ソリューション事例
増大する熱負荷に対応する水冷システム
- NEEDS
- CPUなどの高性能化に伴い、増大する熱負荷に対応したい
- SOLUTION
- 水冷システムなどで要件に応じた熱対策ソリューションを提案
近い将来、データセンターの熱対策は水冷システムが主流に
近年、ICTサービスの運用を支えるデータセンターでは、CPUやGPU、ASICなどの高性能化により熱負荷が大きく増大し、お客様の発熱対策に対する要求は厳しさを増しています。Nidecでは、放熱ファンやヒートシンク、水冷などの多様な熱対策製品を組み合わせて最適なソリューションを提供しています。
近い将来、冷却システムの主流になると考えられているのが、水冷システムです。一般に300Wを超えるCPUでは、ヒートシンクやファン、空調などによる冷却システムでは不十分と言われています。300W-1000WのハイパワーCPUが正常な稼動を維持して演算処理効率を向上させるためには、水冷システムによる適切な発熱処理が必要と考えられます。
水冷システムの利点は冷却性能の高さだけではありません。水冷の電力消費量の低さは空冷に対する大きなアドバンテージの1つであり、サーバ運用全体にかかる電力の20~30%を節電できるという試算もあります。
HDD制作の設備・技術を応用して高信頼性、低コストの製品を実現
こうした優位性があるにも関わらず、水冷システムが普及してこなかった要因には、経年劣化などによる水漏れで機器を破損させることが懸念されていました。そのため、水冷システムを導入する際は、製品の信頼性や耐久性の高さは極めて重要なポイントです。その点におけるNidecの強みは、世界No.1シェアを保有するHDDスピンドルモータ等の精密な設計・シミュレーション・加工技術や設備を有することです。こうしたリソースをクイックカップリングなどの様々な部品の製作に応用し内製することで、高い品質や信頼性、耐久性を満たしつつ、安価な水冷システムの提供が可能になっています。
冷却性能や設置コストが異なる3タイプの水冷システム
Nidecの水冷システムは、いくつかのタイプに分かれています。以下、冷却性能が高い順に紹介します。

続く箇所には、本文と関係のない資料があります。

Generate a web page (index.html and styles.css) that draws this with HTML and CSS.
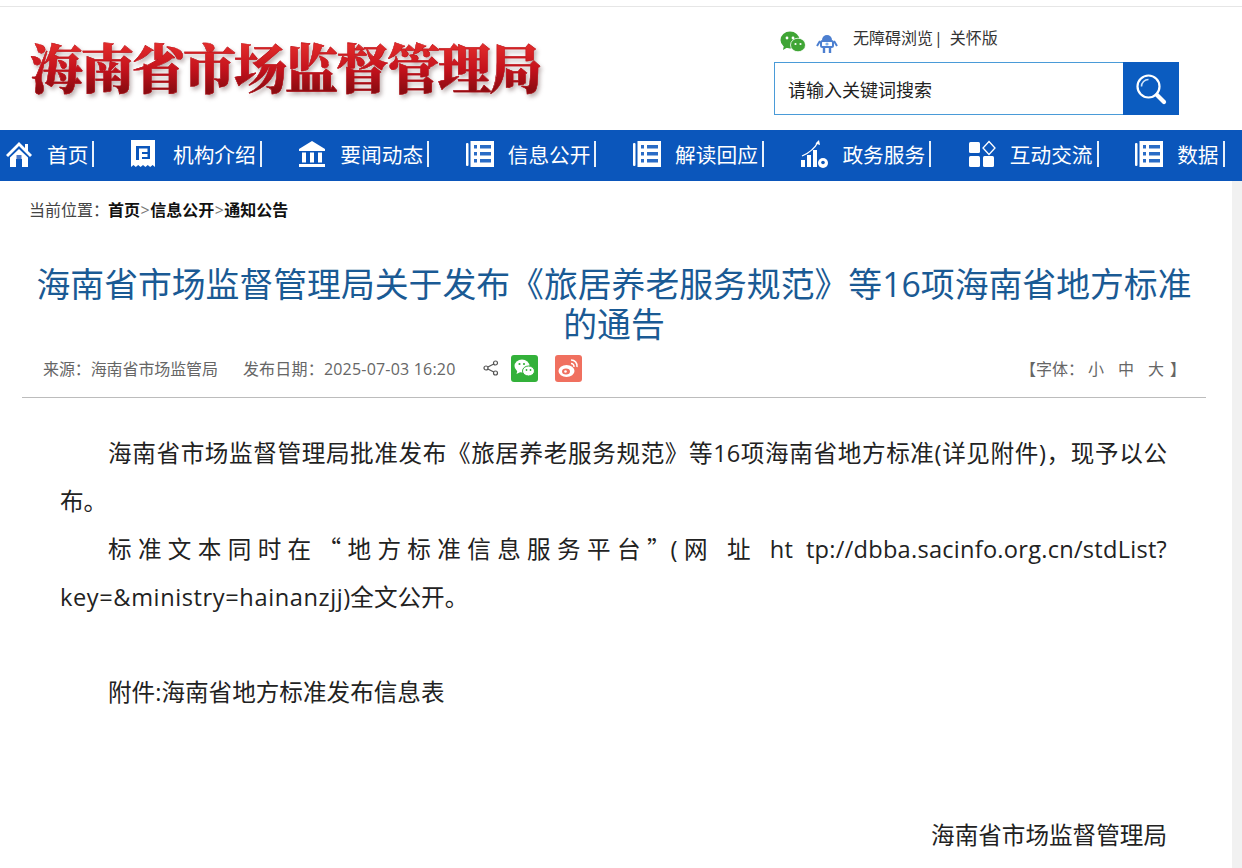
FILE: index.html
```html
<!DOCTYPE html>
<html lang="zh-CN">
<head>
<meta charset="utf-8">
<title>海南省市场监督管理局</title>
<link rel="stylesheet" href="styles.css">
</head>
<body>
<div class="topline"></div>
<header class="header">
  <div class="logo">海南省市场监督管理局</div>
  <div class="tools">
    <div class="tool-links">
      <svg class="ic-wechat" viewBox="0 0 26 22" width="26" height="22"><ellipse cx="10" cy="9" rx="9.500" ry="8.500" fill="#3fa535"/><path d="M4 14l-1 5 5-3z" fill="#3fa535"/><ellipse cx="18" cy="14" rx="7.500" ry="6.800" fill="#3fa535" stroke="#fff" stroke-width=".8"/><circle cx="7" cy="7" r="1.400" fill="#fff"/><circle cx="13" cy="7" r="1.400" fill="#fff"/><circle cx="15.500" cy="13" r="1.100" fill="#fff"/><circle cx="20.500" cy="13" r="1.100" fill="#fff"/></svg>
      <svg class="ic-robot" viewBox="0 0 22 22" width="22" height="22"><path d="M6 8a5 5 0 0 1 10 0z" fill="#4c7fd0"/><rect x="5" y="9" width="12" height="6" rx="1.500" fill="none" stroke="#4c7fd0" stroke-width="2"/><path d="M4 9l-3 5M18 9l3 5" stroke="#4c7fd0" stroke-width="2" fill="none"/><path d="M8 15v6M14 15v6" stroke="#4c7fd0" stroke-width="2.400"/><circle cx="11" cy="12" r="1.600" fill="#7fb0ea"/></svg>
      <span class="tool-text">无障碍浏览</span><span class="tool-bar">|</span><span class="tool-text2">关怀版</span>
    </div>
    <div class="search">
      <div class="search-input">请输入关键词搜索</div>
      <div class="search-btn">
        <svg viewBox="0 0 34 34" width="34" height="34"><circle cx="14.500" cy="14.500" r="11" fill="none" stroke="#fff" stroke-width="2.200"/><path d="M7.500 14.500a7 7 0 0 1 7-7" fill="none" stroke="#cfe4fa" stroke-width="1.600"/><path d="M23 23l7 7" stroke="#fff" stroke-width="4.200" stroke-linecap="round"/></svg>
      </div>
    </div>
  </div>
</header>
<nav class="nav">
  <a class="nav-item">
    <svg class="nav-ic" viewBox="0 0 28 28"><path d="M14 2L1 15l2 2L14 6l11 11 2-2-4-4V4h-3v4z" fill="#fff"/><path d="M5 17.500L14 9l9 8.500V27h-6v-8h-6v8H5z" fill="#fff"/><rect x="11.500" y="15" width="5" height="4" fill="#4a78c8"/></svg>
    <span class="nav-label">首页</span>
  </a>
  <a class="nav-item">
    <svg class="nav-ic" viewBox="0 0 28 28"><path d="M0 0h24v27l-2.400-2-2.400 2-2.400-2-2.400 2-2.400-2-2.400 2-2.400-2-2.400 2-2.300-2L0 27z" fill="#fff"/><path d="M5 6h14v2.500H5zM5 6h3v14H5zM11 12h8v2h-8zM11 17h8v2h-8zM16.500 6H19v13h-2.500z" fill="#0b56bb"/></svg>
    <span class="nav-label">机构介绍</span>
  </a>
  <a class="nav-item">
    <svg class="nav-ic" viewBox="0 0 28 28"><path d="M14 1L1 9v2h26V9z" fill="#fff"/><rect x="4" y="12.500" width="4" height="10" fill="#fff"/><rect x="12" y="12.500" width="4" height="10" fill="#fff"/><rect x="20" y="12.500" width="4" height="10" fill="#fff"/><rect x="1" y="24" width="26" height="3" fill="#fff"/></svg>
    <span class="nav-label">要闻动态</span>
  </a>
  <a class="nav-item">
    <svg class="nav-ic" viewBox="0 0 28 28"><use href="#doc"/></svg>
    <span class="nav-label">信息公开</span>
  </a>
  <a class="nav-item">
    <svg class="nav-ic" viewBox="0 0 28 28"><use href="#doc"/></svg>
    <span class="nav-label">解读回应</span>
  </a>
  <a class="nav-item">
    <svg class="nav-ic" viewBox="0 0 28 28"><path d="M1 20h4v7H1zM7 15h4v12H7zM13 10h4v17h-4z" fill="#fff"/><path d="M2 16C9 13 15 8 18 2" fill="none" stroke="#fff" stroke-width="1.300"/><path d="M15.500 3.500L19 0l1 5z" fill="#fff"/><circle cx="23" cy="23" r="5" fill="#fff"/><circle cx="23" cy="22.500" r="1.800" fill="#0b56bb"/></svg>
    <span class="nav-label">政务服务</span>
  </a>
  <a class="nav-item">
    <svg class="nav-ic" viewBox="0 0 28 28"><rect x="1" y="2" width="11" height="11" rx="1.500" fill="#fff"/><path d="M21 1.500l6 6.500-6 6.500-6-6.500z" fill="none" stroke="#fff" stroke-width="1.300"/><rect x="1" y="16" width="11" height="11" rx="1.500" fill="#fff"/><rect x="15" y="16" width="11" height="11" rx="1.500" fill="#fff"/></svg>
    <span class="nav-label">互动交流</span>
  </a>
  <a class="nav-item">
    <svg class="nav-ic" viewBox="0 0 28 28"><use href="#doc"/></svg>
    <span class="nav-label">数据</span>
  </a>
</nav>
<svg class="defs" width="0" height="0"><defs><g id="doc"><rect x="0" y="3" width="2.500" height="23" rx="1" fill="#fff"/><path d="M4.500 1H28v26H4.500z" fill="#fff"/><path d="M8 5h3v3.500H8zM14 5h11v3.500H14zM8 12h3v3.500H8zM14 12h11v3.500H14zM8 19h3v3.500H8zM14 19h11v3.500H14z" fill="#2a6cc6"/></g></defs></svg>
<div class="content">
<main class="page">
  <div class="crumbs"><span class="crumbs-lead">当前位置&#xFF1A;</span><b>首页</b><span class="crumbs-sep">&gt;</span><b>信息公开</b><span class="crumbs-sep">&gt;</span><b>通知公告</b></div>
  <h1 class="title">海南省市场监督管理局关于发布《旅居养老服务规范》等16项海南省地方标准的通告</h1>
  <div class="meta">
    <span class="meta-source">来源&#xFF1A;海南省市场监管局</span>
    <span class="meta-date">发布日期&#xFF1A;2025-07-03 16:20</span>
    <svg class="ic-share" viewBox="0 0 16 16" width="16" height="16"><circle cx="12.500" cy="3" r="2" fill="none" stroke="#555" stroke-width="1.200"/><circle cx="3" cy="8" r="2" fill="none" stroke="#555" stroke-width="1.200"/><circle cx="12.500" cy="13" r="2" fill="none" stroke="#555" stroke-width="1.200"/><path d="M4.800 7l6-3M4.800 9l6 3" stroke="#555" stroke-width="1.200"/></svg>
    <span class="share share-wx"><svg viewBox="0 0 27 27" width="27" height="27"><ellipse cx="11" cy="11" rx="7.500" ry="6.500" fill="#fff"/><path d="M6.500 15l-1 4 4-2z" fill="#fff"/><ellipse cx="17.500" cy="16" rx="6" ry="5" fill="#fff" stroke="#33b13a"/><circle cx="8.500" cy="9" r="1.100" fill="#33b13a"/><circle cx="13" cy="9" r="1.100" fill="#33b13a"/><circle cx="15.500" cy="15" r=".9" fill="#33b13a"/><circle cx="19.500" cy="15" r=".9" fill="#33b13a"/></svg></span>
    <span class="share share-wb"><svg viewBox="0 0 27 27" width="27" height="27"><ellipse cx="11.500" cy="16" rx="8" ry="6" fill="#fff"/><ellipse cx="11" cy="16.500" rx="4" ry="3" fill="#f0705f"/><circle cx="10.500" cy="16.500" r="1.300" fill="#fff"/><path d="M16 5a6 6 0 0 1 6 7" fill="none" stroke="#fff" stroke-width="1.600"/><path d="M16 8.500a3 3 0 0 1 3 3.500" fill="none" stroke="#fff" stroke-width="1.400"/></svg></span>
    <span class="meta-font">【字体&#xFF1A;<span class="fs fs-first">小</span><span class="fs">中</span><span class="fs">大</span><span class="fs-end">】</span></span>
  </div>
  <article class="article">
    <p>海南省市场监督管理局批准发布《旅居养老服务规范》等16项海南省地方标准(详见附件)&#xFF0C;现予以公布。</p>
    <p>标准文本同时在<span class="cjk">&#x201C;</span>地方标准信息服务平台<span class="cjk">&#x201D;</span><span class="url-a">(网 址 ht tp://dbba.sacinfo.org.cn/stdList?</span><span class="url-b">key=&amp;ministry=hainanzjj</span>)全文公开。</p>
    <p class="blank">&nbsp;</p>
    <p>附件:海南省地方标准发布信息表</p>
    <p class="blank">&nbsp;</p>
    <p class="blank">&nbsp;</p>
    <p class="sign">海南省市场监督管理局</p>
  </article>
</main>
</div>
</body>
</html>
```
FILE: styles.css
```css
* { box-sizing: border-box; }
html, body { margin: 0; height: 868px; overflow: hidden; }
body { font-family: "Open Sans", "Noto Sans CJK SC", sans-serif; background: #fff; color: #222; }
.topline { height: 7px; border-bottom: 1px solid #e6e6e6; }
.header { height: 123px; display: flex; justify-content: space-between; }
.logo { margin: 25px 0 0 30px; height: 68px; font-family: "Noto Serif CJK SC", "Noto Sans CJK SC", serif; font-size: 53px; line-height: 68px; letter-spacing: -2px; font-weight: 900; white-space: nowrap; color: transparent; background: linear-gradient(180deg, #e02a2a 20%, #c4121c 55%, #8e0c12 85%); -webkit-background-clip: text; background-clip: text; -webkit-text-stroke: .4px #b81018; filter: drop-shadow(2px 3px 2px rgba(110, 85, 85, .45)); }
.tools { width: 405px; margin: 16px 63px 0 0; display: flex; flex-direction: column; }
.tool-links { height: 39px; display: flex; align-items: flex-start; padding: 5px 0 0 6px; }
.ic-wechat { margin-top: 3px; }
.ic-robot { margin: 4px 0 0 10px; }
.tool-text { margin-left: 15px; font-size: 16px; line-height: 20px; color: #333; }
.tool-bar { margin-left: 1px; font-size: 16px; line-height: 20px; color: #333; }
.tool-text2 { margin-left: 7px; font-size: 16px; line-height: 20px; color: #333; }
.search { height: 53px; display: flex; border: 1px solid #4a9bd8; border-right: 0; }
.search-input { flex: 1; padding-left: 13px; font-size: 18px; line-height: 54px; color: #222; }
.search-btn { width: 56px; margin: -1px 0; background: #0b5cc0; display: flex; align-items: center; justify-content: center; }
.nav { height: 51px; background: #0b56bb; display: flex; align-items: center; gap: 36.6px; padding: 0 0 3px 5px; overflow: hidden; white-space: nowrap; }
.nav-item { display: flex; align-items: center; gap: 14px; flex: none; color: #fff; }
.nav-ic { width: 28px; height: 28px; flex: none; }
.nav-label { font-size: 20.7px; line-height: 24px; padding: 2px 4px 0 0; border-right: 2px solid #e8f0fa; }
.defs { position: absolute; }
.content { background: #f1f1f1; height: 687px; }
.page { width: 1232px; height: 100%; background: #fff; padding: 0 26px 0 22px; }
.crumbs { padding: 18px 0 0 7px; height: 48px; font-size: 16px; line-height: 22px; color: #444; }
.crumbs b { color: #111; }
.crumbs-lead { margin-right: -1px; }
.crumbs-sep { margin: 0 .5px; color: #777; }
.title { margin: 35px 0 0; padding: 0 10px; font-size: 33.85px; line-height: 40px; font-weight: 400; text-align: center; color: #1a5a94; }
.meta { height: 57px; margin-top: -3px; padding: 0 20px 2px 21px; display: flex; align-items: center; border-bottom: 1px solid #bcbcbc; font-size: 16px; color: #666; }
.meta-source { letter-spacing: -.1px; }
.meta-date { margin-left: 25px; letter-spacing: .2px; }
.ic-share { margin-left: 27px; }
.share { width: 27px; height: 27px; margin-left: 12px; border-radius: 3px; display: block; }
.share svg { display: block; }
.share-wx { background: #33b13a; }
.share-wb { background: #f0705f; margin-left: 17px; }
.meta-font { margin-left: auto; }
.fs { margin-left: 14px; }
.fs-first { margin-left: 4px; }
.fs-end { margin-left: 6px; }
.article { padding: 32px 39px 0 38px; font-size: 23.6px; line-height: 47.6px; color: #222; }
.article p { margin: 0; text-indent: 48px; text-align: justify; }
.article .sign { text-align: right; }
.cjk { font-family: "Noto Sans CJK SC", sans-serif; }
.url-a { letter-spacing: .25px; }
.url-b { letter-spacing: .6px; }
```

◎水-水交換タイプ(Liquid to Liquid CDU)
冷却性能が最も優れるタイプです。ファシリティウォーターを用いて稼働するため配管の設置などが必要です。より広く冷却するためのLCM、CDMとのセットでの冷却ソリューションの提案も可能です。また、万一故障した際にシステムを止めずに入れ替え(ホットスワップ)ができるよう、キーとなるパーツの電源、ポンプ、コントローラにおいて冗長性を持たせ、リスクの最小化を実現します。
◎水-空気交換タイプ(Liquid to Air)
水-水交換タイプに比べると冷却性能は下がりますが、水配管が不要なため比較的設置しやすく、スペースの削減やイニシャルコストの低減が可能です。
◎閉ループタイプ(Closed-loop Liquid Cooling)
サーバに置くだけで高効率な放熱が可能なタイプです。ファンやヒートシンクでは処理が難しい熱負荷に対応します。
ビッグデータや5Gなどの普及に伴い、サーバの性能やサイズにおけるメーカー間の競争は激化しています。極限までの改良が求められる製品開発の現場では、ファンも汎用品で済ませるわけにはいかず、Nidecのエンジニアも同席し共同で開発を進めています。顧客の仕様に合わせた高付加価値製品の提供は、Nidecの得意とするところでもあり、これからもニーズの吸い上げや提案力を高めていきます。